Escuchamos a Mayte, otra prostituta, empeñada en desmontar (con rotundidad) todos los tópicos y prejuicios en los que se mueve la reportera Meritxell: “En esta profesión nunca he llegado a casa llorando. Al contrario, estoy contenta. Yo soy puta, no ‘escort’. A mí no me gustan los eufemismos. Considero que ser puta no es malo”. “¿Y cómo terminas cada noche? ¿No te duele?”, repregunta Meritxell. “No, uso lubricante”. “¿Y tienes algún truco para que sea más rápido?”. “Depende del condón que uses. Con los que son más finos, eyaculan antes”. “¿Qué es lo más desagradable que has encontrado nunca?”. “Pues no sé. Un montón de requesón”. Y ahí, justo ahí, con esa inesperada respuesta de la rabiza Mayte, uno decide que ya ha soportado demasiado este ’21 días’ de gonzo para ‘dummies’ y que no necesita ver a Meritxell ejerciendo de mujer bandeja, con seis clientes zampando porciones de sushi de su verbenero cuerpo, para constatar, una vez más, que este programa es un sindiós.
Apago, de una efectiva patada, el televisor y me aferro a un libro. Soy de los que siguen a rajatabla, cuando la cosa pinta mal, el conocido consejo de Groucho. ‘La maldición de Lono’, del maestro Hunter S. Thompson. Lo acaban de publicar los chicos de Sexto Piso. Ración de periodismo gonzo en estado puro, con el maestro cubriendo la maratón de Honolulú. Sin tonterías ni chafardeos. Ni medias tintas.
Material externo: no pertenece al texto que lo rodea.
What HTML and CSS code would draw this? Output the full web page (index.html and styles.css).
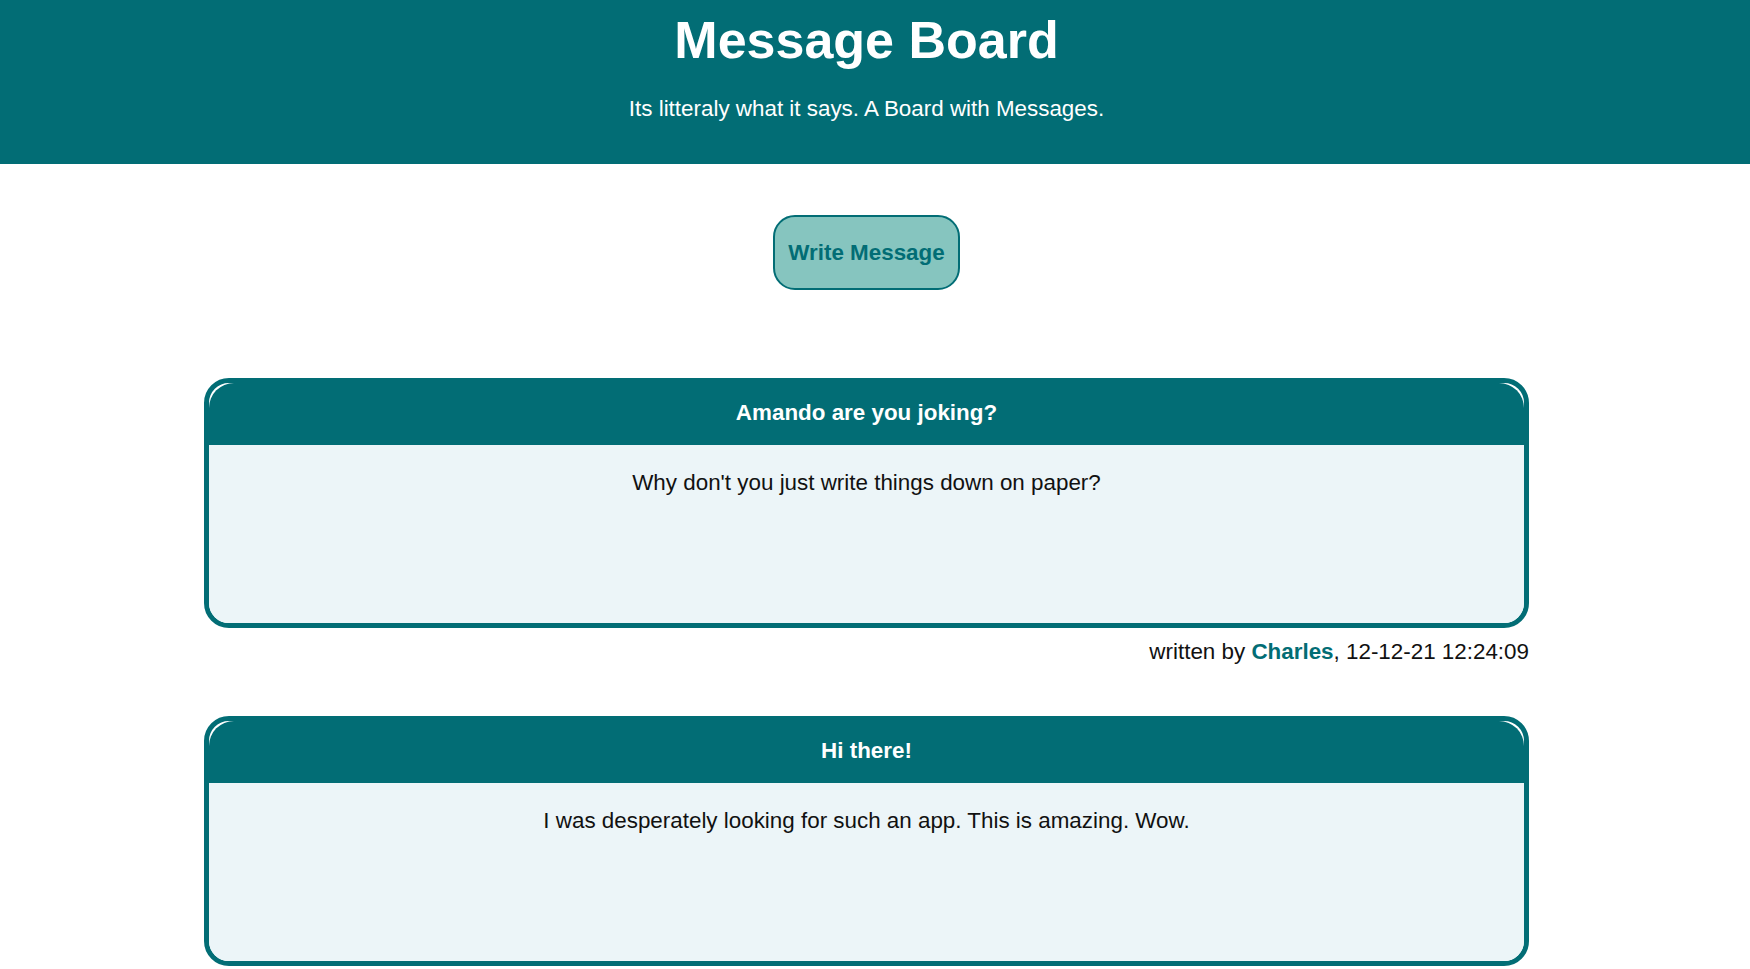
FILE: index.html
```html
<!DOCTYPE html>
<html lang="en">
<head>
<meta charset="utf-8">
<title>Message Board</title>
<link rel="stylesheet" href="styles.css">
</head>
<body>
<header class="site-header">
  <h1 class="site-title">Message Board</h1>
  <p class="site-subtitle">Its litteraly what it says. A Board with Messages.</p>
</header>
<main class="board">
  <div class="actions">
    <button class="write-btn" type="button">Write Message</button>
  </div>
  <section class="messages">
    <article class="message">
      <div class="card">
        <h3 class="card-title">Amando are you joking?</h3>
        <div class="card-body">Why don't you just write things down on paper?</div>
      </div>
      <p class="meta">written by <span class="author">Charles</span>, 12-12-21 12:24:09</p>
    </article>
    <article class="message">
      <div class="card">
        <h3 class="card-title">Hi there!</h3>
        <div class="card-body">I was desperately looking for such an app. This is amazing. Wow.</div>
      </div>
    </article>
  </section>
</main>
</body>
</html>
```

FILE: styles.css
```css
html, body {
  margin: 0;
  padding: 0;
}
body {
  font-family: "Liberation Sans", Arial, sans-serif;
  color: #111;
  background: #fff;
  padding-right: 17px;
}
.site-header {
  background: #026d75;
  color: #fff;
  text-align: center;
  padding: 10px 17px 42px 0;
  margin-right: -17px;
}
.site-title {
  margin: 0;
  font-size: 52px;
  line-height: 60px;
  font-weight: bold;
}
.site-subtitle {
  margin: 26px 0 0;
  font-size: 22.4px;
  line-height: 26px;
}
.board {
  width: 1325px;
  margin: 0 auto;
}
.actions {
  display: flex;
  justify-content: center;
  padding-top: 51px;
}
.write-btn {
  font-family: "Liberation Sans", Arial, sans-serif;
  font-size: 22.4px;
  line-height: 26px;
  font-weight: bold;
  color: #026d75;
  background: #86c5bf;
  border: 2px solid #026d75;
  border-radius: 22px;
  padding: 22.5px 13.5px;
  cursor: pointer;
}
.messages {
  display: flex;
  flex-direction: column;
  gap: 51px;
  margin-top: 88px;
}
.card {
  border: 5px solid #026d75;
  border-radius: 25px;
  background: #fff;
  overflow: hidden;
}
.card-title {
  margin: 0;
  background: #026d75;
  color: #fff;
  border-radius: 25px 25px 0 0;
  text-align: center;
  font-size: 22.4px;
  line-height: 26px;
  font-weight: bold;
  padding: 16.5px 0 19.5px;
}
.card-body {
  background: #ecf5f8;
  height: 178px;
  box-sizing: border-box;
  padding-top: 24.5px;
  text-align: center;
  font-size: 22.4px;
  line-height: 26px;
  color: #111;
}
.meta {
  margin: 11px 0 0;
  text-align: right;
  font-size: 22.4px;
  line-height: 26px;
  color: #111;
}
.author {
  font-weight: bold;
  color: #026d75;
}
```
Ni ‘amarillismo’. Leo: “Estuvimos en todos los actos previos, pero parecía que nuestra presencia ponía nerviosos a los invitados, así que terminamos por hacer casi toda la investigación en el bar del Hilton, el Ho-Ho”, y me cae encima, como un aguacero, la nostalgia de tiempos pasados. ¿Qué coño están haciendo contigo, periodismo de calidad?